# START OF DATASET EXTRACT
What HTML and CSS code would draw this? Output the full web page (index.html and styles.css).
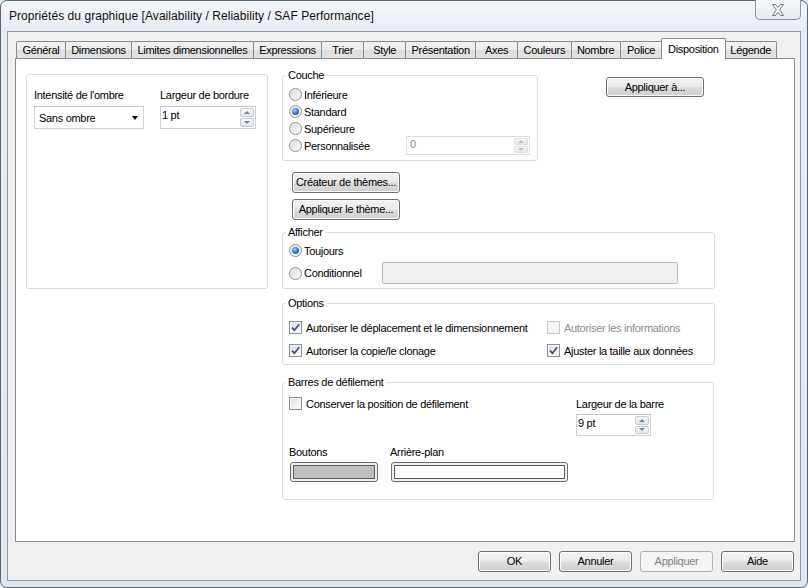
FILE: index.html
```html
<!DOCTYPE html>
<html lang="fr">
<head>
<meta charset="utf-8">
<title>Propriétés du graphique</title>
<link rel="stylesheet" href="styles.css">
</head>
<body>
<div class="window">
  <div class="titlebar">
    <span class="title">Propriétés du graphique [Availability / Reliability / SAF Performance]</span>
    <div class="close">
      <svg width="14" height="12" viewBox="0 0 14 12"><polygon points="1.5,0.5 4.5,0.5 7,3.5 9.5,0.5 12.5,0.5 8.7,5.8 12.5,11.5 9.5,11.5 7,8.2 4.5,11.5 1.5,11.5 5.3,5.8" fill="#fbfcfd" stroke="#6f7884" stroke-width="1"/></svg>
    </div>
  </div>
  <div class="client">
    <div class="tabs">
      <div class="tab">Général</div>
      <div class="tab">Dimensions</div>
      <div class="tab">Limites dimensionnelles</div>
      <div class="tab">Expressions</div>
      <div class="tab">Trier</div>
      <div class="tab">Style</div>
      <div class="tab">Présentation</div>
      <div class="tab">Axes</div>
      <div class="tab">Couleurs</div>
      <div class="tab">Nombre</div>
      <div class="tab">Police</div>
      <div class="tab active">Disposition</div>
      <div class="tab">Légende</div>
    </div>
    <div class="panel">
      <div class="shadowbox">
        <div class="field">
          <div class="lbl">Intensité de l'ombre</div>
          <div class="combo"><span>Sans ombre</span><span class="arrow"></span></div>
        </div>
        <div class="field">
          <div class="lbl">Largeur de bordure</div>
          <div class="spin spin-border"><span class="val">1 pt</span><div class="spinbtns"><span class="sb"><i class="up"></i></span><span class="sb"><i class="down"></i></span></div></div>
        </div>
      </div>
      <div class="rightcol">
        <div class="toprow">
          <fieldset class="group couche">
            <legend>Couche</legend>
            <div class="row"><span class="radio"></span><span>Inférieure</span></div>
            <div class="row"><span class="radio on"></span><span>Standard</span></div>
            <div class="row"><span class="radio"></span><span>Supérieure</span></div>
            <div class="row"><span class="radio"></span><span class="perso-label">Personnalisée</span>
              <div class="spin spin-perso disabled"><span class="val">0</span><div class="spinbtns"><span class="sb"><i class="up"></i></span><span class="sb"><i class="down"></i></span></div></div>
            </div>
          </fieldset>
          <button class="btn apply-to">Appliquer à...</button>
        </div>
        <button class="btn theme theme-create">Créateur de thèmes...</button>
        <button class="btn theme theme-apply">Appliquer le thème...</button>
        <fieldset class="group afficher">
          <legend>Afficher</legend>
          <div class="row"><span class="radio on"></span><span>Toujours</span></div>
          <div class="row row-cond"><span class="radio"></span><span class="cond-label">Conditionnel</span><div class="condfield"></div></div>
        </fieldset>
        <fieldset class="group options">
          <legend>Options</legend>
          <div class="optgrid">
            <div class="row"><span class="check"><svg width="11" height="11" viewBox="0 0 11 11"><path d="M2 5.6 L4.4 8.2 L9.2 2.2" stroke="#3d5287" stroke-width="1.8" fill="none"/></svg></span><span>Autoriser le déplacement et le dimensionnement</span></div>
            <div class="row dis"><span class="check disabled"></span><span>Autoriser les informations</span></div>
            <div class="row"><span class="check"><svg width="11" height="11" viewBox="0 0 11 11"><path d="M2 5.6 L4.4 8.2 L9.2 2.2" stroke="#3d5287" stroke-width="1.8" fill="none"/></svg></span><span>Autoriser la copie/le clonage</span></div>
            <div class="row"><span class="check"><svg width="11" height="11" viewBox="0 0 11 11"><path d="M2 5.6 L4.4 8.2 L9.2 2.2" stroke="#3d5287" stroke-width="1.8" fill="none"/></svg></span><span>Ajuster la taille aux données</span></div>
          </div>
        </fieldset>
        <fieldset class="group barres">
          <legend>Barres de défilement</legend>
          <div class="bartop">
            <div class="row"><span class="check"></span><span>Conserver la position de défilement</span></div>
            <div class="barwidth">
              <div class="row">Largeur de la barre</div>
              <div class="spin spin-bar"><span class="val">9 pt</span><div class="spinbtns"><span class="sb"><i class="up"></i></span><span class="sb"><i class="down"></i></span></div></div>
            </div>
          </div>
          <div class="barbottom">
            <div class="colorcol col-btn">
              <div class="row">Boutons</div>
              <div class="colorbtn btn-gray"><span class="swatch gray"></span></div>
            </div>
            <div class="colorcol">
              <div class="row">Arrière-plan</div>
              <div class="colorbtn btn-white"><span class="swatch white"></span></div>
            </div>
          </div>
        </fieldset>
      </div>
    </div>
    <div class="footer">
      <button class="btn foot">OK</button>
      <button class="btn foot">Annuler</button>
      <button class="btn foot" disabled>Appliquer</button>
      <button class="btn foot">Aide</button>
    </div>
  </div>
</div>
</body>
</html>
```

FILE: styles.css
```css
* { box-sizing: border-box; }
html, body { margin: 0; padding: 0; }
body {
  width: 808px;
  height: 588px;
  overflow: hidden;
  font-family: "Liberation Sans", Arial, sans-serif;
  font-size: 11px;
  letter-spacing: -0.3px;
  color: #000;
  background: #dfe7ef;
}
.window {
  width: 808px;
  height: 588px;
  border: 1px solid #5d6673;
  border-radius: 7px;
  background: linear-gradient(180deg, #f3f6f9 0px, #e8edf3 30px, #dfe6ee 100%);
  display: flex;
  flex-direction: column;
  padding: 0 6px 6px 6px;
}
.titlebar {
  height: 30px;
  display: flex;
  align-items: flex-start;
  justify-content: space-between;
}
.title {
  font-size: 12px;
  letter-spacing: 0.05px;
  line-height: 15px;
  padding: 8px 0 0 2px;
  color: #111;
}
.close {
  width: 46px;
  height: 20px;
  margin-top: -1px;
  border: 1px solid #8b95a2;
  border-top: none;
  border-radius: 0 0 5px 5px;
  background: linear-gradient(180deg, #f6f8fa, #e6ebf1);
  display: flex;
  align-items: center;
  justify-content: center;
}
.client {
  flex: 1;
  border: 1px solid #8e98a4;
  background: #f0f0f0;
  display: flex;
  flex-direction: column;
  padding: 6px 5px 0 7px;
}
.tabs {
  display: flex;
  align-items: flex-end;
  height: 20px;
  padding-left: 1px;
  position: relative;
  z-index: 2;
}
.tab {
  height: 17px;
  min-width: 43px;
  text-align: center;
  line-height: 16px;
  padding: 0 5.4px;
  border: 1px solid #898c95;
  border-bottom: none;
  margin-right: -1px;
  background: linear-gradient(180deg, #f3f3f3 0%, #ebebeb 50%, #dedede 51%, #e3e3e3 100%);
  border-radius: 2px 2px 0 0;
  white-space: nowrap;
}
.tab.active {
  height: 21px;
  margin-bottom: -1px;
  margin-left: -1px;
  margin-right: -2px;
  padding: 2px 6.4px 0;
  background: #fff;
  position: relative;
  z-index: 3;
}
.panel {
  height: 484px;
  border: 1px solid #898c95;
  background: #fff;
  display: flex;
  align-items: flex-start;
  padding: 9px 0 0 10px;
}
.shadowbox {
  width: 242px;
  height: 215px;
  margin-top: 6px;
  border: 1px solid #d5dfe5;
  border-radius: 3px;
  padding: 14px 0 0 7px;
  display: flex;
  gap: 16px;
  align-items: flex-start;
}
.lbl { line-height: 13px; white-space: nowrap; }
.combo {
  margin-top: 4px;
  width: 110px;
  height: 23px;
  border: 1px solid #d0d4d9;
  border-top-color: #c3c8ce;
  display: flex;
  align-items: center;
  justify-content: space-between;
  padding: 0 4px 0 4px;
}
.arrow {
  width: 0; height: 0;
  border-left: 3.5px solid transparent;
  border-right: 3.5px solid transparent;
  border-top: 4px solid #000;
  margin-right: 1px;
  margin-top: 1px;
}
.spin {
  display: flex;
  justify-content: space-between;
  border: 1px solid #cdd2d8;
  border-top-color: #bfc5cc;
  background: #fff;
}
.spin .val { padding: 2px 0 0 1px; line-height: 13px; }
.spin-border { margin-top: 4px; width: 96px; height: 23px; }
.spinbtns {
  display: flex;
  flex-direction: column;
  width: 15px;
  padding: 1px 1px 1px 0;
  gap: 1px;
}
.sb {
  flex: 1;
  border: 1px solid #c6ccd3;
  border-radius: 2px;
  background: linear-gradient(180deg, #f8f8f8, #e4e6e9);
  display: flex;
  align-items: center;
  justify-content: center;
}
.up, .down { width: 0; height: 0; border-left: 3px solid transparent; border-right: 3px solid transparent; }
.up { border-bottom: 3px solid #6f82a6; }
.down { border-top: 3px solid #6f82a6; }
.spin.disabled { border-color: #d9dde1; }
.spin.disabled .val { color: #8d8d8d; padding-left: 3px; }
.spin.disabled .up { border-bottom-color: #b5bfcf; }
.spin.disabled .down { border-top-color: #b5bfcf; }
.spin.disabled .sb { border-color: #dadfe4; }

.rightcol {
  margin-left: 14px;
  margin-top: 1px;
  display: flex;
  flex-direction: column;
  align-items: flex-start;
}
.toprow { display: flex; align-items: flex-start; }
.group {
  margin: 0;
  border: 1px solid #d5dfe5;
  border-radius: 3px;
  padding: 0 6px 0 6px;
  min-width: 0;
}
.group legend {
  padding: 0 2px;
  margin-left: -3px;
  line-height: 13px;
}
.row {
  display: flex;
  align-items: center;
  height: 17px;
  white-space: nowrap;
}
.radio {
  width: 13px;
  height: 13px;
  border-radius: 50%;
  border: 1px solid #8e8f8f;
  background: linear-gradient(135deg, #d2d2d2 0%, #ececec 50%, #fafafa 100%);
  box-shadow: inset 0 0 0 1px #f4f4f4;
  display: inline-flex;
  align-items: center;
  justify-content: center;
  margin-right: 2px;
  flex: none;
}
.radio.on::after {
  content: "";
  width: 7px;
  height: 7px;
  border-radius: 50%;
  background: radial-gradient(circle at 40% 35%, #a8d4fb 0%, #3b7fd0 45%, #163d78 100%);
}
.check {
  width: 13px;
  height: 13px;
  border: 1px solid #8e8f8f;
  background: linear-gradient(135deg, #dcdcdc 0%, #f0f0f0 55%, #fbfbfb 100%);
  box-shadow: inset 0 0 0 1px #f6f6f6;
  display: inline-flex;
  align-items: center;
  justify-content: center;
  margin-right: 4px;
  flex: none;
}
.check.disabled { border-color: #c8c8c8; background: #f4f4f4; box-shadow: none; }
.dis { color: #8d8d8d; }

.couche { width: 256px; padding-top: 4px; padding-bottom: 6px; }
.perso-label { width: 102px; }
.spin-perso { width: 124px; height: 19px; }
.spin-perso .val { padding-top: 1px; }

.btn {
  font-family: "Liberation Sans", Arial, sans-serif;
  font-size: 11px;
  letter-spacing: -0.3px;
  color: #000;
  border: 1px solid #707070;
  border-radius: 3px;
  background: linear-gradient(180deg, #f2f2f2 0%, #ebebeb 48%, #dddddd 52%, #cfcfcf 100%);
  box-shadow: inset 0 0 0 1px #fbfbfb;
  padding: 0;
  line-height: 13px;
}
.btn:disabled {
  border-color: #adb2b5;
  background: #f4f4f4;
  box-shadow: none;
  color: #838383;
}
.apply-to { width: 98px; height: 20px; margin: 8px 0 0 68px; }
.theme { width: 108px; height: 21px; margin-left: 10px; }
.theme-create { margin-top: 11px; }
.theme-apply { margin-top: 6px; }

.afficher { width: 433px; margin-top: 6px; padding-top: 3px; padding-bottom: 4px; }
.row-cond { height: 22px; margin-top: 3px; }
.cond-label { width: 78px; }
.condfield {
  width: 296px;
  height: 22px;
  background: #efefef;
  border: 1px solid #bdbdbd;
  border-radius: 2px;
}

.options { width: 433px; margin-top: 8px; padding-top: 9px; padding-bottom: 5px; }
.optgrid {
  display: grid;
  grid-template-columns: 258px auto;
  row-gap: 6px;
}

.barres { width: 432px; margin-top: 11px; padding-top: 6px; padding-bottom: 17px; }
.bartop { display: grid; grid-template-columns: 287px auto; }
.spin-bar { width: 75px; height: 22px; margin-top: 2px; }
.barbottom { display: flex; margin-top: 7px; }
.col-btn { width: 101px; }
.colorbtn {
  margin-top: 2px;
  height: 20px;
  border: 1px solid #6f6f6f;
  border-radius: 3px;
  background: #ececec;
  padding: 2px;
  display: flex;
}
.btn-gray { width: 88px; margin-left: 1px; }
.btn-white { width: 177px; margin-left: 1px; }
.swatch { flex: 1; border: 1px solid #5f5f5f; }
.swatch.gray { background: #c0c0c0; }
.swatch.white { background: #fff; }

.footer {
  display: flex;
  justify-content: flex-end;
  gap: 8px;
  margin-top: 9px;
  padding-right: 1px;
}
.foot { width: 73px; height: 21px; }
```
# END OF DATASET EXTRACT
Go through the lines above. Select every one that has the string "styles".

What HTML and CSS code would draw this? Output the full web page (index.html and styles.css).
<link rel="stylesheet" href="styles.css">
FILE: styles.css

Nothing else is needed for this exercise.